Social Security’s full retirement age is increasing in 2025. Here’s what to know.

Social Security's full retirement age is increasing in 2025. Here's what to know.

Most Americans may consider the standard retirement age to be 65, but the so-called “full retirement age” for Social Security is already older than that — and it’s about to hit an even higher age in 2025. 

Social Security’s full retirement age (FRA) refers to when workers can start claiming their full benefits, which is based on the number of years they’ve worked as well as their income during their working years. The longer someone works and the higher their income, the more they can receive from Social Security when they finally claim their benefits.

While the FRA used to be 65 years old, Congress overhauled the program in 1983 to raise the retirement age threshold in order to account for longer life expectancies. 

As part of that revamp, the FRA has been inching higher by two months at a time, based on a person’s birth year. For instance, people who were born in 1957 reached their FRA when they turned 66 years and 6 months old, or starting in 2023; but people born in 1958 must turn 66 years and 8 months old to qualify for their full benefits, or starting in September 2024. 

The full retirement age is set to increase again by two months, to 66 years and 10 months old, for people born in 1959. That means the higher FRA for that cohort will go into effect in 2025, with people born in 1959 starting to qualify for their full benefits in November 2025. (You can calculate when you could get your full benefits on this Social Security Administration page.)

To be sure, there is flexibility about when to claim Social Security benefits. People can claim as soon as they turn 62 years old, but the trade-off is a reduced benefit that’s locked in for the rest of their retirement. 

For instance, claiming at 62 will result in a benefit that’s about 30% less than your full benefit — a sacrifice that many older Americans opt for, given that many are forced into retirement earlier than they expected or because they believe it makes more sense to claim more years of guaranteed retirement income, even if it’s at a lower amount.

Young boomers and Gen Xers

The increase in the FRA for people born in 1959 marks the penultimate age change, with the final jump occurring for workers born in or after 1960. Those Americans won’t be able to claim their FRA until they hit 67 years old, which means that someone born in January 1960 must hold off until January 2027 to get their full retirement benefits. 

That will mostly impact the youngest baby boomers and Gen Xers, with the latter generation spanning 1965 to 1980. 

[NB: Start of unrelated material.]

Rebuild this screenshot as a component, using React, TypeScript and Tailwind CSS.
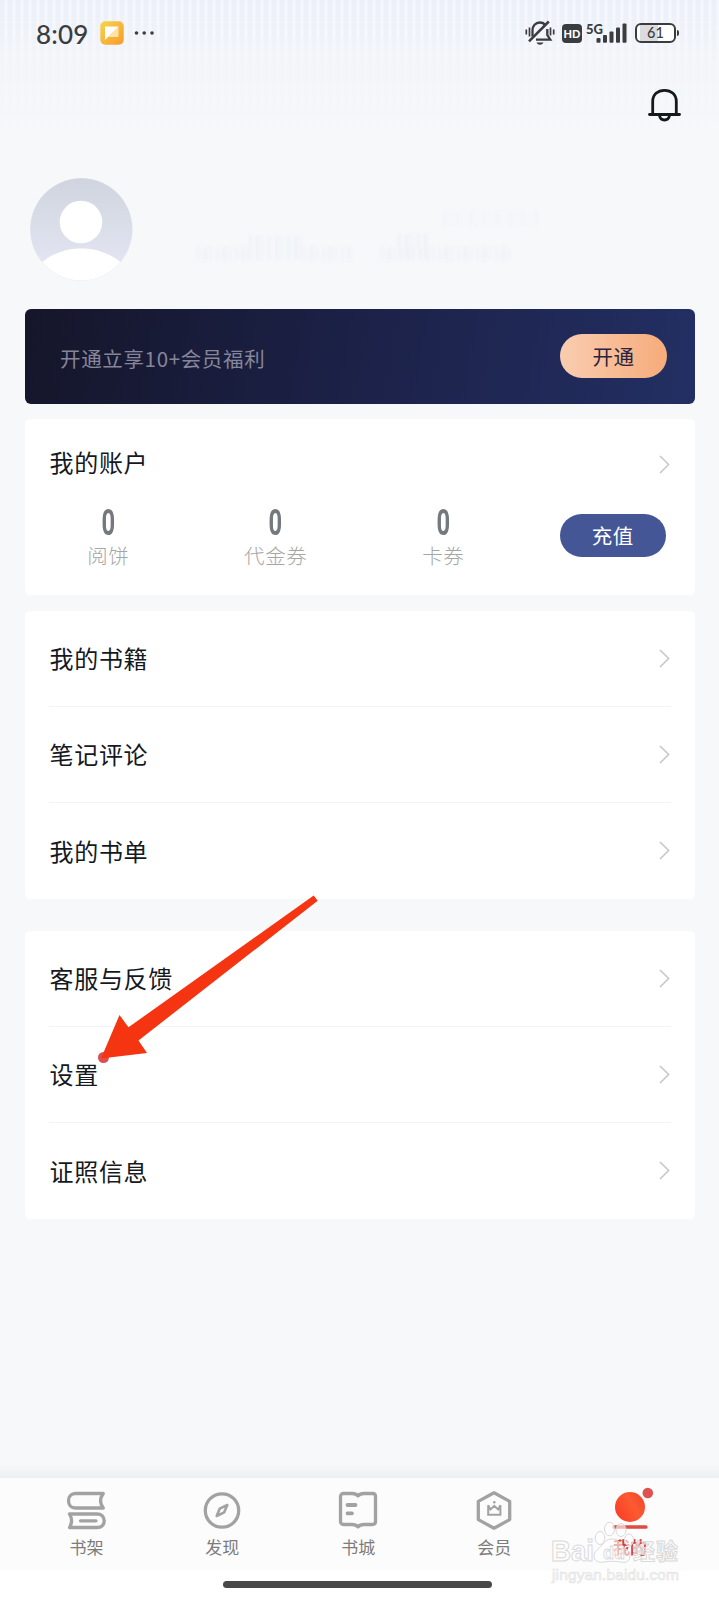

These workers, however, are among the least prepared for retirement, according to recent research. The youngest boomers — those born between 1959 and 1965 — started to hit 65 this year, but many of them lack adequate savings to support themselves in old age, the ALI Retirement Income Institute found earlier this year.

About 1 in 3 of these younger boomers will rely on Social Security benefits for at least 90% of their retirement income when they are 70, the study found. But Social Security benefits are designed to replace about 40% of a person’s working income. 

Gen X, meanwhile, is also shaping up to hit retirement without enough saved for their golden years. The average retirement savings of Gen X households is about $150,000 — far below the roughly $1.5 million that Americans say they need to retire comfortably. Another study found that about 40% of Gen Xers don’t have a penny saved for retirement. 

Meanwhile, older Americans can also maximize their Social Security benefits by delaying claiming until they turn 70 years old. At that point, one’s benefits are boosted about 25% higher than their full benefits. But only about 4% of Americans wait until they’re 70 to claim the maximum Social Security benefit, according to a recent study from the Transamerica Center for Retirement Studies.